◆ **EXERCISE OBJECTIVE**
Restate each line of the listing exactly, without carrying over any pictures.

◆ **TASK DATA**
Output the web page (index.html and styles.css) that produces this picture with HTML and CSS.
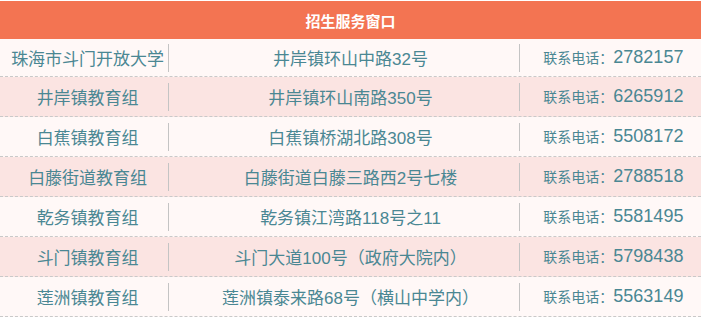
FILE: index.html
```html
<!DOCTYPE html>
<html lang="zh-CN">
<head>
<meta charset="utf-8">
<title>招生服务窗口</title>
<link rel="stylesheet" href="styles.css">
</head>
<body>
<div class="panel">
  <div class="panel-head">招生服务窗口</div>
  <div class="rows">
    <div class="row">
      <div class="cell name">珠海市斗门开放大学</div>
      <div class="cell addr">井岸镇环山中路32号</div>
      <div class="cell tel"><p class="phone"><span class="label">联系电话：</span><span class="num">2782157</span></p></div>
    </div>
    <div class="row">
      <div class="cell name">井岸镇教育组</div>
      <div class="cell addr">井岸镇环山南路350号</div>
      <div class="cell tel"><p class="phone"><span class="label">联系电话：</span><span class="num">6265912</span></p></div>
    </div>
    <div class="row">
      <div class="cell name">白蕉镇教育组</div>
      <div class="cell addr">白蕉镇桥湖北路308号</div>
      <div class="cell tel"><p class="phone"><span class="label">联系电话：</span><span class="num">5508172</span></p></div>
    </div>
    <div class="row">
      <div class="cell name">白藤街道教育组</div>
      <div class="cell addr">白藤街道白藤三路西2号七楼</div>
      <div class="cell tel"><p class="phone"><span class="label">联系电话：</span><span class="num">2788518</span></p></div>
    </div>
    <div class="row">
      <div class="cell name">乾务镇教育组</div>
      <div class="cell addr">乾务镇江湾路118号之11</div>
      <div class="cell tel"><p class="phone"><span class="label">联系电话：</span><span class="num">5581495</span></p></div>
    </div>
    <div class="row">
      <div class="cell name">斗门镇教育组</div>
      <div class="cell addr">斗门大道100号（政府大院内）</div>
      <div class="cell tel"><p class="phone"><span class="label">联系电话：</span><span class="num">5798438</span></p></div>
    </div>
    <div class="row">
      <div class="cell name">莲洲镇教育组</div>
      <div class="cell addr">莲洲镇泰来路68号（横山中学内）</div>
      <div class="cell tel"><p class="phone"><span class="label">联系电话：</span><span class="num">5563149</span></p></div>
    </div>
  </div>
</div>
</body>
</html>
```

FILE: styles.css
```css
html, body {
  margin: 0;
  padding: 0;
  background: #ffffff;
}

body {
  padding-top: 1px;
  font-family: "Liberation Sans", "Noto Sans CJK SC", sans-serif;
  color: #4a8793;
}

.panel {
  width: 701px;
}

.panel-head {
  height: 38px;
  background: #f37452;
  color: #ffffff;
  font-size: 15px;
  font-weight: bold;
  display: flex;
  align-items: center;
  justify-content: center;
}

.rows {
  display: flex;
  flex-direction: column;
}

.row {
  display: grid;
  grid-template-columns: 1fr 2fr 1fr;
  height: 39px;
  border-bottom: 1px dashed #c9c9c9;
  background: #fff8f7;
}

.row:first-child {
  height: 37px;
}

.row:nth-child(even) {
  background: #fbe4e2;
}

.cell {
  position: relative;
  display: flex;
  align-items: center;
  justify-content: center;
  font-size: 17px;
  white-space: nowrap;
}

.cell.name::after,
.cell.addr::after {
  content: "";
  position: absolute;
  right: 6px;
  top: 50%;
  height: 28px;
  margin-top: -14px;
  border-right: 1px solid #c4c4c4;
}

.phone {
  margin: 0;
  line-height: 24px;
}

.label {
  font-size: 14px;
}

.num {
  font-size: 18px;
}
```
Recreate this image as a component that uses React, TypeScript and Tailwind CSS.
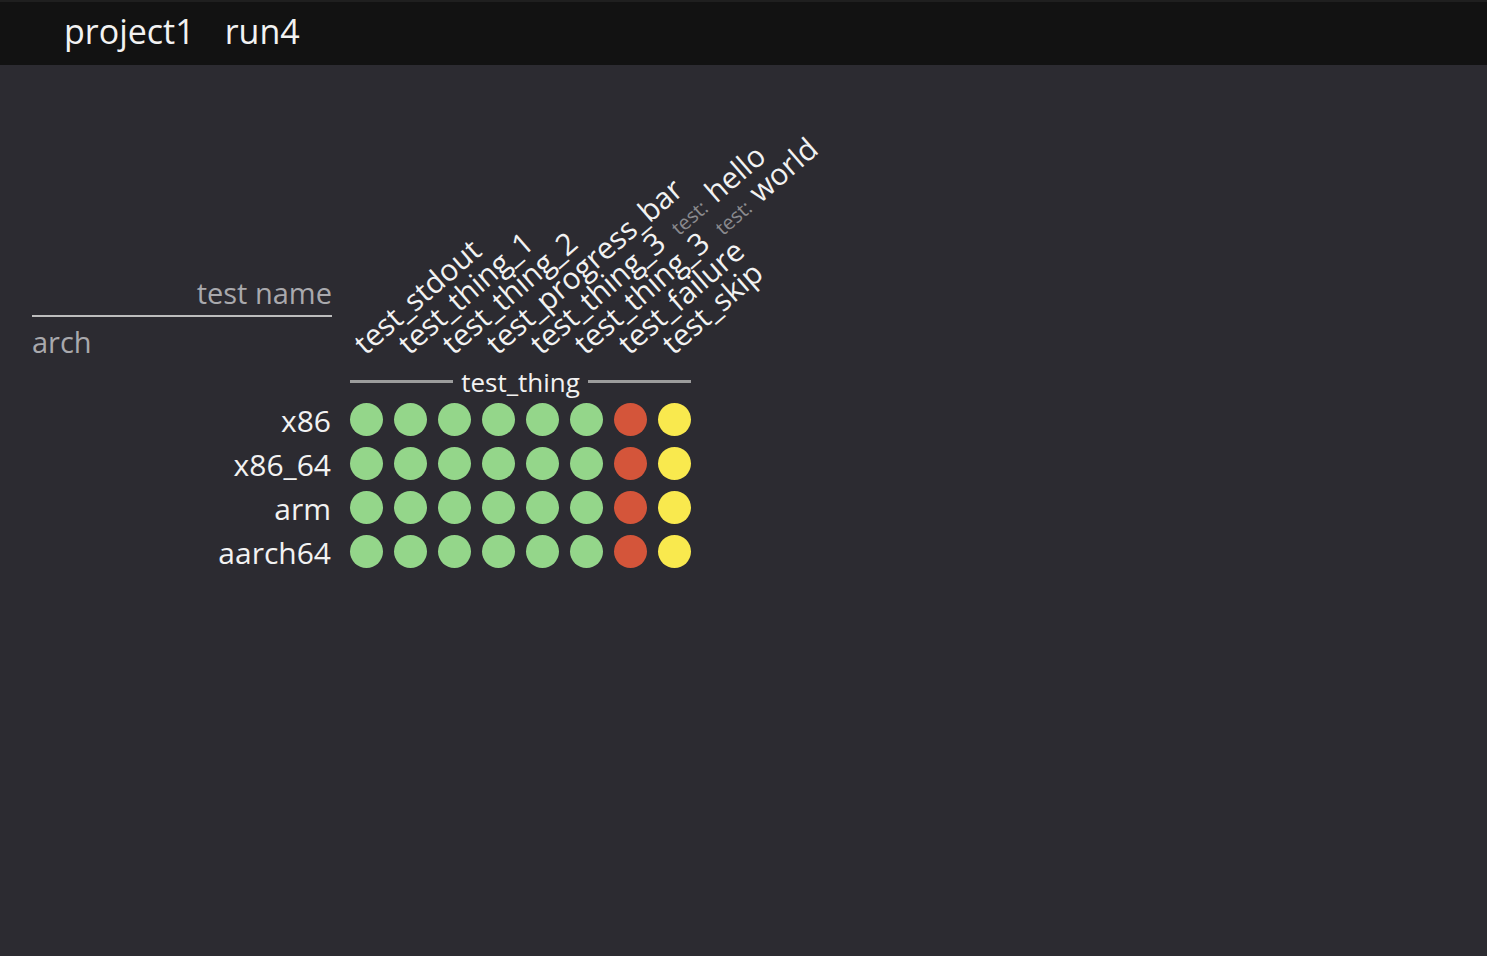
import React from "react";

type Status = "pass" | "fail" | "skip";

type Column = {
  name: string;
  extra?: string;
};

const COLUMNS: Column[] = [
  { name: "test_stdout" },
  { name: "test_thing_1" },
  { name: "test_thing_2" },
  { name: "test_progress_bar" },
  { name: "test_thing_3", extra: "hello" },
  { name: "test_thing_3", extra: "world" },
  { name: "test_failure" },
  { name: "test_skip" },
];

const ROW_RESULTS: Status[] = ["pass", "pass", "pass", "pass", "pass", "pass", "fail", "skip"];

const ARCHES = ["x86", "x86_64", "arm", "aarch64"];

function dotUI(status: Status) {
  if (status === "fail") return "bg-[#d4553a]";
  if (status === "skip") return "bg-[#f9e94e]";
  return "bg-[#94d68a]";
}

export default function App() {
  return (
    <div
      className="min-h-[956px] bg-[#2c2b31] text-[#f2f2f2]"
      style={{ fontFamily: '"Open Sans", "Noto Sans", sans-serif' }}
    >
      <header className="flex h-[65px] items-center gap-[30px] border-t-2 border-[#1f1f1f] bg-[#121212] pb-[5px] pl-[64px] text-[34px]">
        <span>project1</span>
        <span>run4</span>
      </header>

      <main className="px-8 pt-[65px]">
        {/* column headers */}
        <div className="flex h-[240px]">
          <div className="flex w-[300px] flex-col justify-end pb-[10px] text-[29px] text-[#a9a9ad]">
            <div className="border-b-2 border-[#bdbdbd] pb-[4px] text-right leading-[36px]">
              test name
            </div>
            <div className="mt-[7px] leading-[36px]">arch</div>
          </div>
          <div className="ml-[18px] flex">
            {COLUMNS.map((col, i) => (
              <div key={i} className="relative h-full w-[44px]">
                <span className="absolute bottom-[11px] left-[18px] origin-bottom-left -rotate-[41deg] whitespace-nowrap text-[30px] leading-none">
                  {col.name}
                  {col.extra && (
                    <>
                      <span className="ml-[15px] text-[20px] text-[#8a8a8e]">test:</span>
                      <span className="ml-[9px]">{col.extra}</span>
                    </>
                  )}
                </span>
              </div>
            ))}
          </div>
        </div>

        {/* group header */}
        <div className="flex h-[27px]">
          <div className="w-[300px]" />
          <div className="ml-[18px] flex w-[341px] items-center gap-[8px]">
            <div className="mb-[5px] h-[3px] flex-1 bg-[#9c9c9c]" />
            <span className="mb-[4px] text-[26px] leading-none">test_thing</span>
            <div className="mb-[5px] h-[3px] flex-1 bg-[#9c9c9c]" />
          </div>
        </div>

        {/* rows */}
        {ARCHES.map((arch) => (
          <div key={arch} className="flex h-[44px] items-center">
            <div className="w-[299px] pt-[4px] text-right text-[30px] leading-none">{arch}</div>
            <div className="ml-[19px] flex gap-[11px]">
              {ROW_RESULTS.map((s, i) => (
                <div key={i} className={`h-[33px] w-[33px] rounded-full ${dotUI(s)}`} />
              ))}
            </div>
          </div>
        ))}
      </main>
    </div>
  );
}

◆ **FINISHED EXERCISE**
Output the web page (index.html and styles.css) that produces this picture with HTML and CSS.
FILE: index.html
```html
<!DOCTYPE html>
<html lang="zh-CN">
<head>
<meta charset="utf-8">
<title>招生服务窗口</title>
<link rel="stylesheet" href="styles.css">
</head>
<body>
<div class="panel">
  <div class="panel-head">招生服务窗口</div>
  <div class="rows">
    <div class="row">
      <div class="cell name">珠海市斗门开放大学</div>
      <div class="cell addr">井岸镇环山中路32号</div>
      <div class="cell tel"><p class="phone"><span class="label">联系电话：</span><span class="num">2782157</span></p></div>
    </div>
    <div class="row">
      <div class="cell name">井岸镇教育组</div>
      <div class="cell addr">井岸镇环山南路350号</div>
      <div class="cell tel"><p class="phone"><span class="label">联系电话：</span><span class="num">6265912</span></p></div>
    </div>
    <div class="row">
      <div class="cell name">白蕉镇教育组</div>
      <div class="cell addr">白蕉镇桥湖北路308号</div>
      <div class="cell tel"><p class="phone"><span class="label">联系电话：</span><span class="num">5508172</span></p></div>
    </div>
    <div class="row">
      <div class="cell name">白藤街道教育组</div>
      <div class="cell addr">白藤街道白藤三路西2号七楼</div>
      <div class="cell tel"><p class="phone"><span class="label">联系电话：</span><span class="num">2788518</span></p></div>
    </div>
    <div class="row">
      <div class="cell name">乾务镇教育组</div>
      <div class="cell addr">乾务镇江湾路118号之11</div>
      <div class="cell tel"><p class="phone"><span class="label">联系电话：</span><span class="num">5581495</span></p></div>
    </div>
    <div class="row">
      <div class="cell name">斗门镇教育组</div>
      <div class="cell addr">斗门大道100号（政府大院内）</div>
      <div class="cell tel"><p class="phone"><span class="label">联系电话：</span><span class="num">5798438</span></p></div>
    </div>
    <div class="row">
      <div class="cell name">莲洲镇教育组</div>
      <div class="cell addr">莲洲镇泰来路68号（横山中学内）</div>
      <div class="cell tel"><p class="phone"><span class="label">联系电话：</span><span class="num">5563149</span></p></div>
    </div>
  </div>
</div>
</body>
</html>
```

FILE: styles.css
```css
html, body {
  margin: 0;
  padding: 0;
  background: #ffffff;
}

body {
  padding-top: 1px;
  font-family: "Liberation Sans", "Noto Sans CJK SC", sans-serif;
  color: #4a8793;
}

.panel {
  width: 701px;
}

.panel-head {
  height: 38px;
  background: #f37452;
  color: #ffffff;
  font-size: 15px;
  font-weight: bold;
  display: flex;
  align-items: center;
  justify-content: center;
}

.rows {
  display: flex;
  flex-direction: column;
}

.row {
  display: grid;
  grid-template-columns: 1fr 2fr 1fr;
  height: 39px;
  border-bottom: 1px dashed #c9c9c9;
  background: #fff8f7;
}

.row:first-child {
  height: 37px;
}

.row:nth-child(even) {
  background: #fbe4e2;
}

.cell {
  position: relative;
  display: flex;
  align-items: center;
  justify-content: center;
  font-size: 17px;
  white-space: nowrap;
}

.cell.name::after,
.cell.addr::after {
  content: "";
  position: absolute;
  right: 6px;
  top: 50%;
  height: 28px;
  margin-top: -14px;
  border-right: 1px solid #c4c4c4;
}

.phone {
  margin: 0;
  line-height: 24px;
}

.label {
  font-size: 14px;
}

.num {
  font-size: 18px;
}
```
Recreate this image as a component that uses React, TypeScript and Tailwind CSS.
import React from "react";

type Status = "pass" | "fail" | "skip";

type Column = {
  name: string;
  extra?: string;
};

const COLUMNS: Column[] = [
  { name: "test_stdout" },
  { name: "test_thing_1" },
  { name: "test_thing_2" },
  { name: "test_progress_bar" },
  { name: "test_thing_3", extra: "hello" },
  { name: "test_thing_3", extra: "world" },
  { name: "test_failure" },
  { name: "test_skip" },
];

const ROW_RESULTS: Status[] = ["pass", "pass", "pass", "pass", "pass", "pass", "fail", "skip"];

const ARCHES = ["x86", "x86_64", "arm", "aarch64"];

function dotUI(status: Status) {
  if (status === "fail") return "bg-[#d4553a]";
  if (status === "skip") return "bg-[#f9e94e]";
  return "bg-[#94d68a]";
}

export default function App() {
  return (
    <div
      className="min-h-[956px] bg-[#2c2b31] text-[#f2f2f2]"
      style={{ fontFamily: '"Open Sans", "Noto Sans", sans-serif' }}
    >
      <header className="flex h-[65px] items-center gap-[30px] border-t-2 border-[#1f1f1f] bg-[#121212] pb-[5px] pl-[64px] text-[34px]">
        <span>project1</span>
        <span>run4</span>
      </header>

      <main className="px-8 pt-[65px]">
        {/* column headers */}
        <div className="flex h-[240px]">
          <div className="flex w-[300px] flex-col justify-end pb-[10px] text-[29px] text-[#a9a9ad]">
            <div className="border-b-2 border-[#bdbdbd] pb-[4px] text-right leading-[36px]">
              test name
            </div>
            <div className="mt-[7px] leading-[36px]">arch</div>
          </div>
          <div className="ml-[18px] flex">
            {COLUMNS.map((col, i) => (
              <div key={i} className="relative h-full w-[44px]">
                <span className="absolute bottom-[11px] left-[18px] origin-bottom-left -rotate-[41deg] whitespace-nowrap text-[30px] leading-none">
                  {col.name}
                  {col.extra && (
                    <>
                      <span className="ml-[15px] text-[20px] text-[#8a8a8e]">test:</span>
                      <span className="ml-[9px]">{col.extra}</span>
                    </>
                  )}
                </span>
              </div>
            ))}
          </div>
        </div>

        {/* group header */}
        <div className="flex h-[27px]">
          <div className="w-[300px]" />
          <div className="ml-[18px] flex w-[341px] items-center gap-[8px]">
            <div className="mb-[5px] h-[3px] flex-1 bg-[#9c9c9c]" />
            <span className="mb-[4px] text-[26px] leading-none">test_thing</span>
            <div className="mb-[5px] h-[3px] flex-1 bg-[#9c9c9c]" />
          </div>
        </div>

        {/* rows */}
        {ARCHES.map((arch) => (
          <div key={arch} className="flex h-[44px] items-center">
            <div className="w-[299px] pt-[4px] text-right text-[30px] leading-none">{arch}</div>
            <div className="ml-[19px] flex gap-[11px]">
              {ROW_RESULTS.map((s, i) => (
                <div key={i} className={`h-[33px] w-[33px] rounded-full ${dotUI(s)}`} />
              ))}
            </div>
          </div>
        ))}
      </main>
    </div>
  );
}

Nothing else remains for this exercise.